On Thursday, Keeley acknowledged that the Hanford example is reminiscent of rumors city residents have heard for decades: that other cities are bringing their homeless to Santa Cruz.
“We know anecdotally that other situations may have occurred over the last couple of years,” Keeley said. “We are aware of a situation in San Francisco where the city may have sent some folks here using a similar kind of strategy. But the facts we have are about Hanford. Even if it is only one instance, which I believe it is not, it should never happen again.”
Keeley told Lookout that the resolution to prioritize Santa Cruzans within the city is as much a message to the rest of California as it is to the other jurisdictions within Santa Cruz County, which have not set up the same kind of resources for people experiencing homelessness that the city of Santa Cruz has.
“If we’re prioritizing folks who become homeless in the city of Santa Cruz, there is a scenario in which people in other parts of the county suddenly have much fewer services,” Morrison said. “I wonder if this is a message to the county as well to build more shelter?”
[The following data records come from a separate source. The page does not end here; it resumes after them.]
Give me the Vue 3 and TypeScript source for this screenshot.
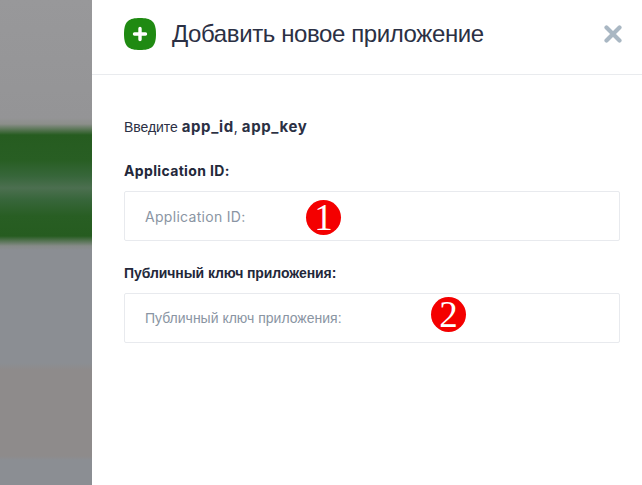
<template>
  <div class="page">
    <div class="backdrop"></div>
    <aside class="panel">
      <header class="head">
        <span class="add-icon">
          <svg width="32" height="32" viewBox="0 0 32 32">
            <path d="M16 0C27 0 32 3 32 16S27 32 16 32 0 29 0 16 5 0 16 0Z" fill="#1f8a12" />
            <path d="M16 10.500V21.500M10.500 16H21.500" stroke="#fff" stroke-width="3.400" stroke-linecap="round" />
          </svg>
        </span>
        <h1>Добавить новое приложение</h1>
        <svg class="close" width="18" height="18" viewBox="0 0 18 18">
          <path d="M2.500 2.500L15.500 15.500M15.500 2.500L2.500 15.500" stroke="#a9b7c3" stroke-width="4.200" stroke-linecap="round" />
        </svg>
      </header>
      <div class="body">
        <p class="intro"><span class="ru">Введите</span> <strong>app_id</strong>, <strong>app_key</strong></p>
        <div v-for="field in fields" :key="field.label" class="field">
          <label :class="{ ru: field.cyrillic }">{{ field.label }}</label>
          <div class="input-wrap">
            <input type="text" :class="{ ru: field.cyrillic }" :placeholder="field.label" />
            <span class="marker" :class="field.markerClass">{{ field.marker }}</span>
          </div>
        </div>
      </div>
    </aside>
  </div>
</template>

<script setup lang="ts">
interface Field {
  label: string
  marker: string
  markerClass: string
  cyrillic: boolean
}

const fields: Field[] = [
  { label: 'Application ID:', marker: '1', markerClass: 'first', cyrillic: false },
  { label: 'Публичный ключ приложения:', marker: '2', markerClass: 'second', cyrillic: true },
]
</script>

<style>
html,
body {
  margin: 0;
  background: #fff;
}
</style>

<style scoped>
.page {
  display: flex;
  width: 642px;
  height: 485px;
  overflow: hidden;
  font-family: Inter, "Liberation Sans", sans-serif;
}

/* blurred page behind the drawer */
.backdrop {
  flex: 0 0 92px;
  background: linear-gradient(
    to bottom,
    #98989a 0,
    #949496 118px,
    #8c8f8b 124px,
    #265c20 135px,
    #285e23 160px,
    #37663a 176px,
    #4c6f50 188px,
    #37663a 200px,
    #285e23 216px,
    #265c20 236px,
    #868b88 246px,
    #8b8e93 250px,
    #8b8e93 363px,
    #8e8b8b 370px,
    #8e8b8b 456px,
    #8b8e93 460px
  );
}

.panel {
  flex: 1;
  background: #fff;
}

.head {
  display: flex;
  align-items: center;
  height: 74px;
  padding: 0 20px 0 32px;
  border-bottom: 1px solid #e9ebee;
}

.add-icon {
  display: flex;
  margin: -7px 16px 0 0;
}

h1 {
  flex: 1;
  margin: -6px 0 0;
  font: 400 24px "Liberation Sans", sans-serif;
  letter-spacing: -0.4px;
  color: #2b3044;
}

.close {
  margin-top: -7px;
}

.body {
  padding: 43px 22px 0 32px;
}

.intro {
  margin: 0 0 26px;
  font-size: 14px;
  line-height: 18px;
  color: #2b3044;
}

.intro .ru {
  letter-spacing: -0.05px;
}

.intro strong {
  font-weight: 700;
  font-size: 15px;
  letter-spacing: 0.6px;
}

.field {
  margin-bottom: 23px;
}

label {
  display: block;
  margin-bottom: 11px;
  font-size: 14px;
  line-height: 18px;
  font-weight: 700;
  color: #23283a;
  letter-spacing: 0.35px;
}

.input-wrap {
  position: relative;
}

input {
  display: block;
  box-sizing: border-box;
  width: 100%;
  height: 50px;
  padding: 0 20px;
  border: 1px solid #e8eaee;
  border-radius: 2px;
  outline: none;
  background: #fff;
  font-family: Inter, sans-serif;
  font-size: 14px;
  letter-spacing: 0.3px;
}

input::placeholder {
  color: #8a95a3;
  opacity: 1;
}

.ru {
  font-family: "Liberation Sans", sans-serif;
}

label.ru {
  font-size: 14px;
  letter-spacing: -0.08px;
}

input.ru {
  font-size: 14px;
  letter-spacing: 0;
}

.marker {
  position: absolute;
  display: flex;
  align-items: center;
  justify-content: center;
  width: 35px;
  height: 35px;
  border-radius: 50%;
  background: #f40000;
  color: #fff;
  font: 400 37px/35px "Liberation Serif", serif;
}

.marker.first {
  left: 182px;
  top: 9px;
}

.marker.second {
  left: 307px;
  top: 4px;
}
</style>
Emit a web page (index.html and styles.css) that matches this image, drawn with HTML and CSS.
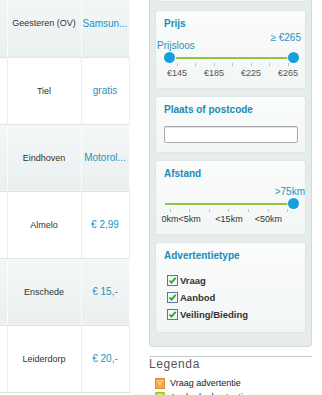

Morrison said the Hanford example was “particularly egregious,” but over the years, he said he’s often heard similar stories from people experiencing homelessness, that they’ve been driven to a park or parking lot in Santa Cruz from municipalities “multiple hours away.” He said the belief that Santa Cruz is lax about homelessness is widespread and “pernicious.”

District 3 County Supervisor Justin Cummings said Thursday that he would be bringing the Hanford example to the board of supervisors at its Tuesday meeting, and plans to eventually float a similar proposal to criminalize the nonconsensual transport of homeless people to the county.
The city council is slated to vote on the proposed ordinance on Tuesday.